Para los anticomunistas más enfermos, ya en Tiempos modernos (1936), el genio estaba promoviendo una crítica frontal a la producción descontrolada y a la explotación del obrero. ¡Muy peligroso! Aunque fue el humor corrosivo y oscuro que se mofaba del capitalismo en Monsieur Verdoux (1947) el que lo puso en la mira del macartismo, que se encontraba ensañado contra un Hollywood siempre politizado y protector del libre pensamiento, por el mismo foco de lo que se conocería como “la cacería de brujas”. La cabeza de Chaplin, por su clara visibilidad, era un postre perfecto para alimentar a los hambrientos protagonistas del nuevo Salem. Mientras viajaba a Londres para el estreno de Candilejas (1952), Chaplin recibió la comunicación oficial que le informaba que, debido a su constante intercambio de cartas con Pablo Picasso, si regresaba a los Estados Unidos sería juzgado como traidor. La estupidez había logrado su objetivo: Chaplin no volvería nunca al país donde su obra se hizo poderosa y que lo vio evolucionar como el genio indiscutible.

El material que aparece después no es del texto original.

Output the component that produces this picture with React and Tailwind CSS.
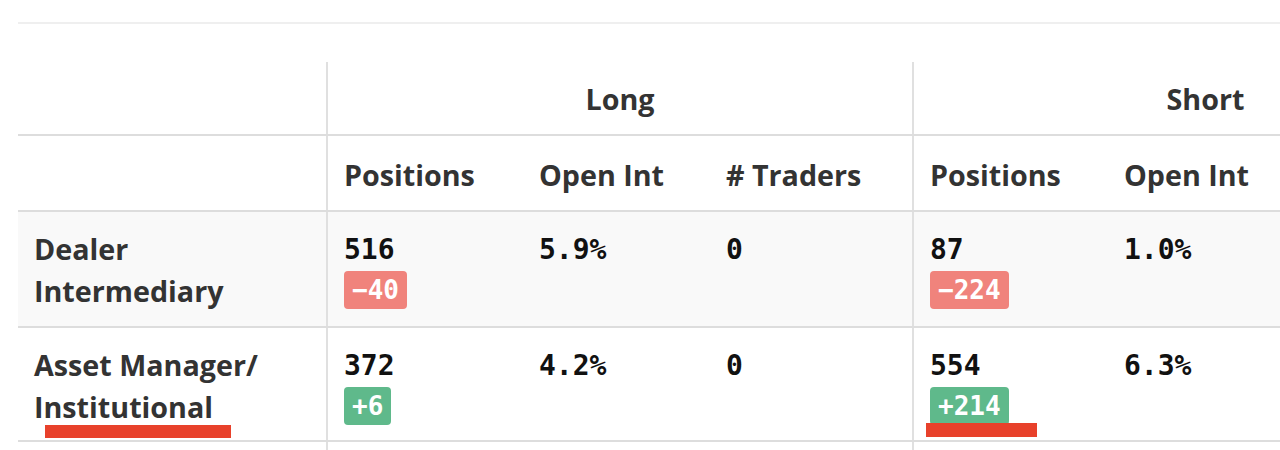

Con seguridad sintió ganas de toser hasta ojalá dejar los pulmones sobre el asfalto. Una mucosidad irritante y perversamente viscosa había limitado el aire que le permitía continuar con la única forma en que sabía vivir: creativamente libre. Pero alguien del tamaño de Chaplin no iba a rendirse, solo tenía que toser con toda su fuerza y Un rey en Nueva York sería el escupitajo que le ayudaría a desatorarse. Esta película es una secreción pegajosa e incómoda, pero necesaria.

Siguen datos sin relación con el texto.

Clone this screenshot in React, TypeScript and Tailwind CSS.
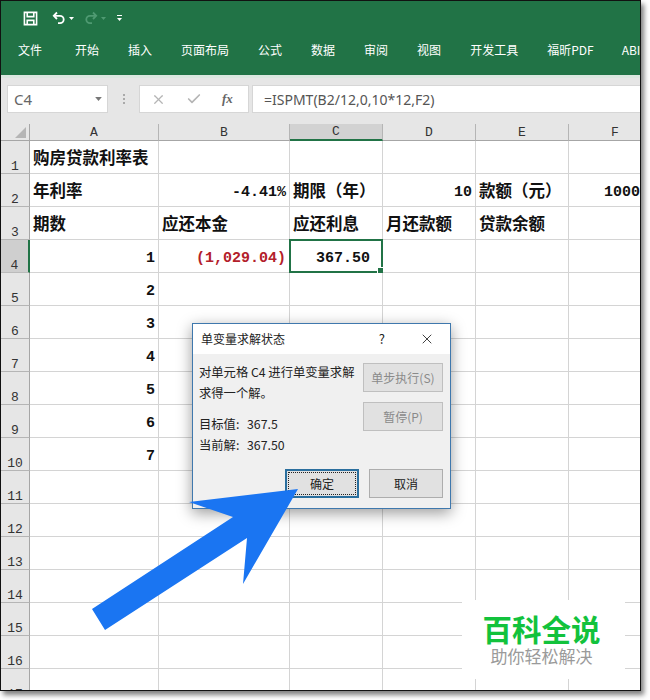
import React from 'react';
import { Check, X } from 'lucide-react';

const CJK = "font-['Noto_Sans_CJK_SC','Noto_Sans',sans-serif]";
const MONO = "font-['Liberation_Mono','Noto_Sans_CJK_SC',monospace]";

const tabs = ['开始', '插入', '页面布局', '公式', '数据', '审阅', '视图', '开发工具', '福昕PDF'];
const cols = ['A', 'B', 'C', 'D', 'E', 'F'];
const rows = Array.from({ length: 17 }, (_, i) => i + 1);

type CellData = { text: string; right?: boolean; mono?: boolean; red?: boolean; pr?: string };

const cells: Record<string, CellData> = {
  A1: { text: '购房贷款利率表' },
  A2: { text: '年利率' },
  B2: { text: '-4.41%', right: true, mono: true },
  C2: { text: '期限（年）' },
  D2: { text: '10', right: true, mono: true },
  E2: { text: '款额（元）' },
  F2: { text: '1000', right: true, mono: true, pr: 'pr-[21px]' },
  A3: { text: '期数' },
  B3: { text: '应还本金' },
  C3: { text: '应还利息' },
  D3: { text: '月还款额' },
  E3: { text: '贷款余额' },
  A4: { text: '1', right: true, mono: true },
  B4: { text: '(1,029.04)', right: true, mono: true, red: true },
  A5: { text: '2', right: true, mono: true },
  A6: { text: '3', right: true, mono: true },
  A7: { text: '4', right: true, mono: true },
  A8: { text: '5', right: true, mono: true },
  A9: { text: '6', right: true, mono: true },
  A10: { text: '7', right: true, mono: true },
};

const SaveIcon = () => (
  <svg width="15" height="15" viewBox="0 0 16 16" fill="none" stroke="#fff" strokeWidth="1.7">
    <path d="M1.5 1.5h13v13h-13z" />
    <path d="M4.5 2v4h7V2M4.5 14.5V10h7v4.5" />
  </svg>
);

const Undo = ({ color, flip }: { color: string; flip?: boolean }) => (
  <svg width="14" height="14" viewBox="0 0 14 14" fill="none" stroke={color} strokeWidth="1.8" className={flip ? '-scale-x-100' : ''}>
    <path d="M5 1.5 1.8 4.8 5 8" />
    <path d="M2 4.8h6a3.6 3.6 0 0 1 0 7.4H6" />
  </svg>
);

const Caret = ({ color, w = 5, h = 3 }: { color: string; w?: number; h?: number }) => (
  <svg width={w} height={h} viewBox="0 0 5 3" fill={color}>
    <path d="M0 0h5L2.5 3z" />
  </svg>
);

const DialogButton = ({ label, disabled, w }: { label: string; disabled?: boolean; w: string }) => (
  <div className={`${w} h-[29px] flex items-center justify-center bg-[#e1e1e1] border border-[#adadad] text-[12px] ${disabled ? 'text-[#8a8a8a] border-[#bfbfbf]' : 'text-[#222]'}`}>
    {label}
  </div>
);

export default function App() {
  return (
    <div className={`w-[650px] h-[700px] bg-white ${CJK}`}>
      <div className="relative w-[641px] h-[691px] overflow-hidden border border-[#111] shadow-[3px_4px_5px_rgba(0,0,0,0.5)] bg-white">
        {/* ribbon */}
        <div className="h-[74px] bg-[#217346] text-white">
          <div className="h-[34px] flex items-center pl-[22px]">
            <SaveIcon />
            <div className="ml-[14px]"><Undo color="#fff" /></div>
            <div className="ml-[3px]"><Caret color="#fff" /></div>
            <div className="ml-[10px]"><Undo color="#4f9a72" flip /></div>
            <div className="ml-[3px]"><Caret color="#4f9a72" /></div>
            <div className="ml-[11px] flex flex-col items-center gap-[2px]">
              <div className="w-[5px] h-px bg-white" />
              <Caret color="#fff" />
            </div>
          </div>
          <div className="flex items-center pl-[17px] text-[12px] leading-[30px] whitespace-nowrap">
            <span className="mr-[33px]">文件</span>
            <div className="flex items-center gap-[29px]">
              {tabs.map((t) => <span key={t}>{t}</span>)}
              <span className="-ml-px">ABI</span>
            </div>
          </div>
        </div>

        {/* formula bar */}
        <div className="h-[49px] bg-[#e6e6e6] border-t-[3px] border-[#dbe7e0] pt-[7px] flex items-start pl-[6px]">
          <div className="w-[101px] h-[28px] bg-white border border-[#d6d6d6] flex items-center justify-between pl-[6px] pr-[5px] text-[15px] text-[#666] font-['Noto_Sans',sans-serif]">
            C4
            <Caret color="#777" w={7} h={4} />
          </div>
          <div className="w-[31px] h-[28px] flex items-center justify-center">
            <div className="flex flex-col gap-[2px]">
              <div className="w-[2px] h-[2px] bg-[#aaa]" />
              <div className="w-[2px] h-[2px] bg-[#aaa]" />
              <div className="w-[2px] h-[2px] bg-[#aaa]" />
            </div>
          </div>
          <div className="w-[110px] h-[28px] bg-white border border-[#d6d6d6] flex items-center pl-[11px]">
            <X size={15} color="#b5b5b5" strokeWidth={2} />
            <Check size={16} color="#b5b5b5" strokeWidth={2.5} className="ml-[20px]" />
            <span className="ml-[20px] text-[13px] italic font-bold text-[#666] font-['Liberation_Serif',serif]">fx</span>
          </div>
          <div className="flex-1 ml-[3px] h-[28px] bg-white border border-[#d6d6d6] border-r-0 pl-[11px] flex items-center text-[14px] text-[#555] font-['Noto_Sans',sans-serif]">
            =ISPMT(B2/12,0,10*12,F2)
          </div>
        </div>

        {/* sheet */}
        <div className="grid grid-cols-[29px_129px_131px_93px_93px_93px_93px] auto-rows-[33px] [grid-template-rows:17px]">
          <div className="relative bg-[#e6e6e6] border-r border-b border-[#a6a6a6] h-[17px]">
            <div className="absolute right-[3px] bottom-[2px] w-0 h-0 border-l-[11px] border-l-transparent border-b-[11px] border-b-[#b5b5b5]" />
          </div>
          {cols.map((c) => (
            <div
              key={c}
              className={`h-[17px] flex items-center justify-center pt-px text-[13px] text-[#333] ${MONO} border-r border-[#b5b5b5] ${c === 'C' ? 'bg-[#d2d2d2] border-b-2 border-b-[#217346]' : 'bg-[#e6e6e6] border-b border-b-[#a6a6a6]'}`}
            >
              {c}
            </div>
          ))}
          {rows.map((r) => (
            <React.Fragment key={r}>
              <div
                className={`flex items-end justify-center text-[13px] leading-[12px] text-[#333] ${MONO} border-b ${r === 4 ? 'bg-[#cfcfcf] border-r-2 border-r-[#217346] border-b-[#bbb]' : 'bg-[#e6e6e6] border-r border-r-[#a6a6a6] border-b-[#b5b5b5]'}`}
              >
                {r}
              </div>
              {cols.map((c) => {
                const cell = cells[`${c}${r}`];
                return (
                  <div key={c} className="relative border-r border-b border-[#d4d4d4] flex items-center whitespace-nowrap overflow-visible">
                    {cell && (
                      <span
                        className={`w-full font-bold text-[#111] ${cell.right ? `text-right ${cell.pr ?? 'pr-[3px]'}` : 'pl-[3px]'} ${cell.mono ? `text-[15px] pt-[7px] ${MONO}` : 'text-[16.5px]'} ${cell.red ? 'text-[#b3202a]' : ''}`}
                      >
                        {cell.text}
                      </span>
                    )}
                    {c === 'C' && r === 4 && (
                      <div className="absolute -left-px -top-px w-[94px] h-[34px] border-2 border-[#217346] flex items-center justify-end pr-[11px] pt-[7px]">
                        <span className={`text-[15px] font-bold text-[#111] ${MONO}`}>367.50</span>
                        <div className="absolute -right-[3px] -bottom-[3px] w-[5px] h-[5px] bg-[#217346] border border-white box-content" />
                      </div>
                    )}
                  </div>
                );
              })}
            </React.Fragment>
          ))}
        </div>

        {/* goal seek dialog */}
        <div className="absolute left-[191px] top-[322px] w-[259px] h-[186px] bg-[#f0f0f0] border border-[#3f78ad] shadow-[0_4px_14px_rgba(0,0,0,0.4)] text-[#222]">
          <div className="h-[30px] bg-white flex items-center pl-[8px] pr-[15px] text-[12px]">
            <span className="flex-1">单变量求解状态</span>
            <span className="text-[13px]">?</span>
            <X size={16} color="#333" strokeWidth={1.4} className="ml-[34px]" />
          </div>
          <div className="flex pl-[6px] pt-[9px]">
            <div className="w-[164px] -mt-px text-[12.3px] leading-[21px] whitespace-nowrap">
              <div>对单元格 C4 进行单变量求解</div>
              <div>求得一个解。</div>
              <div className="mt-[10px] flex"><span className="w-[48px]">目标值:</span>367.5</div>
              <div className="flex"><span className="w-[48px]">当前解:</span>367.50</div>
            </div>
            <div className="flex flex-col gap-[10px]">
              <DialogButton label="单步执行(S)" disabled w="w-[80px]" />
              <DialogButton label="暂停(P)" disabled w="w-[80px]" />
            </div>
          </div>
          <div className="flex justify-end gap-[10px] pr-[7px] mt-[13px]">
            <div className="w-[74px] h-[29px] border-2 border-[#2b6f9e] bg-[#e1e1e1] p-px">
              <div className="h-full border border-dotted border-[#222] flex items-center justify-center text-[12px]">确定</div>
            </div>
            <DialogButton label="取消" w="w-[74px]" />
          </div>
        </div>

        {/* arrow annotation */}
        <svg className="absolute left-[-1px] top-[-1px] pointer-events-none" width="641" height="691" viewBox="0 0 641 691">
          <polygon points="298,489 189,502 233,517 92,609 105,630 247,538 243,584" fill="#1a75f2" />
        </svg>

        {/* watermark */}
        <div className="absolute left-[461px] top-[599px] w-[163px] h-[79px] bg-white flex flex-col items-center pt-[9px] pr-[4px]">
          <div className="text-[29.5px] leading-[38px] font-bold text-[#12c23c]">百科全说</div>
          <div className="text-[17px] leading-[18px] text-[#9a9a9a]">助你轻松解决</div>
        </div>
      </div>
    </div>
  );
}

Sin tener que pensar en las limitaciones de la censura, la historia de Shahdov, un monarca que debe exiliarse en Estados Unidos para intentar proteger su fortuna, es solo una excusa que le permite reírse del cine norteamericano más vacío, de las fuerzas oscuras de la publicidad y de la ridiculez de las persecuciones anticomunistas. Su penúltima película y la primera filmada en el Reino Unido, dirigida, producida y protagonizada por él mismo, es una declaración de principios, un acto de resistencia contra una sociedad que, cegada por el odio, fue capaz de arremeter contra sus propios ídolos sin importar las consecuencias. En Un rey en Nueva York no hay que buscar a Charlot, ni al Chaplin más talentoso, hay que entender en cada diálogo, en cada escena, a un hombre que obligado a partir, empezó a morir de a poco.